Mid-Life Lawyer said...

McTriumph

Could be. I think he doesn't know where he is standing, but it could be that he doesn't realize that it's in a puddle because of the fancy English boots you described.

He was stopped in his tracks in what happened to be a puddle. If he had on my Nike Frees, he would probably have noticed after a bit.

McTriumph said...

Mid-life
But people that wear Nike Frees don't stand around. ;-)

Valentine Smith said...
This comment has been removed by the author.
Valentine Smith said...

Gatsby forsees his own death here, as evidenced by the reflective puddle. His weighted hands and presumably slumping shoulders signaling final surrender to a reality stripped of all artifice. The puddle, final resting place of forlorn drunks and hoboes, symbolizes Gatsby's coming ignominy. His fate is likened to drowning in mere inches of water, his weighted hands and deadened spirit powerless to elevate him from the mire. He dies n the same place he lived—the muck.

Yet, he musters up anger from his listlessness. He glares right into the eyes of our narrator perhaps seeing him for the first time as wholly other, certainly one spared the fate of Gatsby. Our narrator recognizes the tragic circumstance yet seems essentially indifferent to Gatsby's fate. The narrator's absence of immediacy, his use of the passive voice in "was standing" lacks the impact of "Gatsby stood" and suggests a memory that need be retrieved from his mental archives as if the event was one of many with similar emotional impact.
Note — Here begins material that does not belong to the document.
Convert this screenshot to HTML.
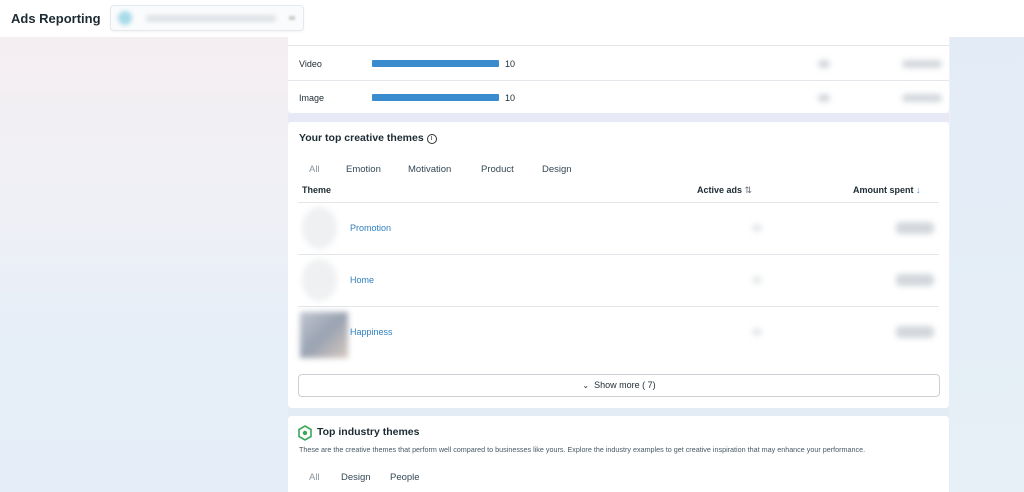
<!DOCTYPE html>
<html><head><meta charset="utf-8"><style>
*{margin:0;padding:0;box-sizing:border-box}
html,body{width:1024px;height:492px;overflow:hidden}
body{font-family:"Liberation Sans",sans-serif;position:relative;
background:linear-gradient(180deg,#f6eef1 0%,#eef0f6 45%,#e6eef8 70%,#e5eef8 100%)}
.rightbg{position:absolute;left:950px;top:37px;width:74px;height:455px;background:linear-gradient(180deg,#e3ebf7,#e6f0f6)}
.gap{position:absolute;left:288px;width:661px;background:#e8e9f6}
.hdr{position:absolute;left:0;top:0;width:1024px;height:37px;background:#fff}
.title{position:absolute;left:11px;top:11px;font-size:13px;font-weight:bold;color:#1c2b33}
.picker{position:absolute;left:110px;top:5px;width:194px;height:26px;border:1px solid #e6e9ec;border-radius:4px;background:#fafbfc;box-shadow:0 1px 2px rgba(0,0,0,.05)}
.picker .dot{position:absolute;left:7px;top:5px;width:14px;height:14px;border-radius:50%;background:#a8dbe8;filter:blur(2px)}
.picker .bar{position:absolute;left:35px;top:9px;width:130px;height:7px;background:#dfe3e7;filter:blur(2px);border-radius:3px}
.card{position:absolute;left:288px;width:661px;background:#fff;border-radius:4px}
.t{position:absolute;font-size:9px;color:#1c2b33}
.line{position:absolute;left:0;right:0;height:1px;background:#e3e6ea}
.pbar{position:absolute;left:84px;width:127px;height:7px;background:#3b8ccf;border-radius:1px}
.blur{position:absolute;background:#d3d7dc;filter:blur(3px);border-radius:4px}
.tab{position:absolute;font-size:9.5px;color:#344854}
.link{position:absolute;font-size:9px;color:#2f7fc1}
.thumb{position:absolute;left:14px;width:35px;height:42px;border-radius:50%;background:#eef0f2;filter:blur(3px)}
</style></head><body>
<div class="rightbg"></div>
<div class="gap" style="top:113px;height:9px"></div>
<div class="gap" style="top:408px;height:8px;background:#e3ecf4"></div>
<div class="hdr"><div class="title">Ads Reporting</div>
<div class="picker"><div class="dot"></div><div class="bar"></div><div style="position:absolute;left:178px;top:10px;width:6px;height:4px;background:#ccc;filter:blur(1px)"></div></div></div>

<div class="card" style="top:37px;height:76px;border-radius:0 0 4px 4px">
<div class="line" style="top:8px"></div>
<div class="t" style="left:11px;top:22px">Video</div><div class="pbar" style="top:23px"></div><div class="t" style="left:217px;top:22px">10</div>
<div class="blur" style="left:530px;top:23px;width:12px;height:8px"></div><div class="blur" style="left:614px;top:23px;width:40px;height:8px"></div>
<div class="line" style="top:43px"></div>
<div class="t" style="left:11px;top:56px">Image</div><div class="pbar" style="top:57px"></div><div class="t" style="left:217px;top:56px">10</div>
<div class="blur" style="left:530px;top:57px;width:12px;height:8px"></div><div class="blur" style="left:614px;top:57px;width:40px;height:8px"></div>
</div>

<div class="card" style="top:122px;height:286px">
<div class="t" style="left:11px;top:10px;font-size:10.5px;font-weight:bold">Your top creative themes <span style="display:inline-block;width:10px;height:10px;border:1px solid #333;border-radius:50%;font-size:7px;text-align:center;line-height:8px;font-weight:normal;vertical-align:1px">i</span></div>
<div class="tab" style="left:21px;top:42px;color:#8a959d">All</div>
<div class="tab" style="left:58px;top:42px">Emotion</div>
<div class="tab" style="left:120px;top:42px">Motivation</div>
<div class="tab" style="left:193px;top:42px">Product</div>
<div class="tab" style="left:254px;top:42px">Design</div>
<div class="t" style="left:14px;top:63px;font-weight:bold">Theme</div>
<div class="t" style="left:409px;top:63px;font-weight:bold">Active ads <span style="color:#667;font-weight:normal">⇅</span></div>
<div class="t" style="left:565px;top:63px;font-weight:bold">Amount spent <span style="color:#3b8ccf">↓</span></div>
<div class="line" style="top:80px;left:10px;right:10px"></div>
<div class="thumb" style="top:85px"></div><div class="link" style="left:62px;top:101px">Promotion</div>
<div class="blur" style="left:464px;top:102px;width:10px;height:8px;background:#e6e8eb"></div><div class="blur" style="left:608px;top:100px;width:38px;height:12px"></div>
<div class="line" style="top:132px;left:10px;right:10px"></div>
<div class="thumb" style="top:137px"></div><div class="link" style="left:62px;top:153px">Home</div>
<div class="blur" style="left:464px;top:154px;width:10px;height:8px;background:#e6e8eb"></div><div class="blur" style="left:608px;top:152px;width:38px;height:12px"></div>
<div class="line" style="top:184px;left:10px;right:10px"></div>
<div style="position:absolute;left:12px;top:190px;width:48px;height:46px;background:linear-gradient(135deg,#c0c6d0,#9aa3b2 50%,#d6c8c0);filter:blur(3px)"></div>
<div class="link" style="left:62px;top:205px">Happiness</div>
<div class="blur" style="left:464px;top:206px;width:10px;height:8px;background:#e6e8eb"></div><div class="blur" style="left:608px;top:204px;width:38px;height:12px"></div>
<div style="position:absolute;left:10px;top:252px;width:642px;height:23px;border:1px solid #ccd0d5;border-radius:4px;text-align:center;font-size:9px;line-height:21px;color:#1c2b33"><span style="font-size:8px">⌄</span>&nbsp; Show more ( 7)</div>
</div>

<div class="card" style="top:416px;height:80px">
<svg style="position:absolute;left:10px;top:9px" width="14" height="16" viewBox="0 0 14 16"><path d="M7 1 L13 4.5 V11.5 L7 15 L1 11.5 V4.5 Z" fill="#fff" stroke="#3aa757" stroke-width="1.6"/><circle cx="7" cy="8" r="2.2" fill="#3aa757"/></svg>
<div class="t" style="left:29px;top:10px;font-size:10.5px;font-weight:bold">Top industry themes</div>
<div class="t" style="left:11px;top:29px;font-size:7.2px;color:#465a66">These are the creative themes that perform well compared to businesses like yours. Explore the industry examples to get creative inspiration that may enhance your performance.</div>
<div class="tab" style="left:21px;top:56px;color:#8a959d">All</div>
<div class="tab" style="left:53px;top:56px">Design</div>
<div class="tab" style="left:102px;top:56px">People</div>
</div>
</body></html>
If he is not indifferent, if instead he is simply distancing himself from the memory, we can only assume it was from guilt or failed love or some other albatross-like emotional weight.

If taken in the context of the sentences we've read, I get the sense that our narrator is unreliable, disguising his feelings in a palette of emotional images. We, of course, have no way of knowing from the heretofore small sampling, but dear readers, I for one, intend to read our guileful narrator with skeptical eyes.

BonHagar said...

MAD MAGAZINE VERSION OF THE MOVIE: As Gatsby is being gunned down he exclaims ; "anything to get out of this script."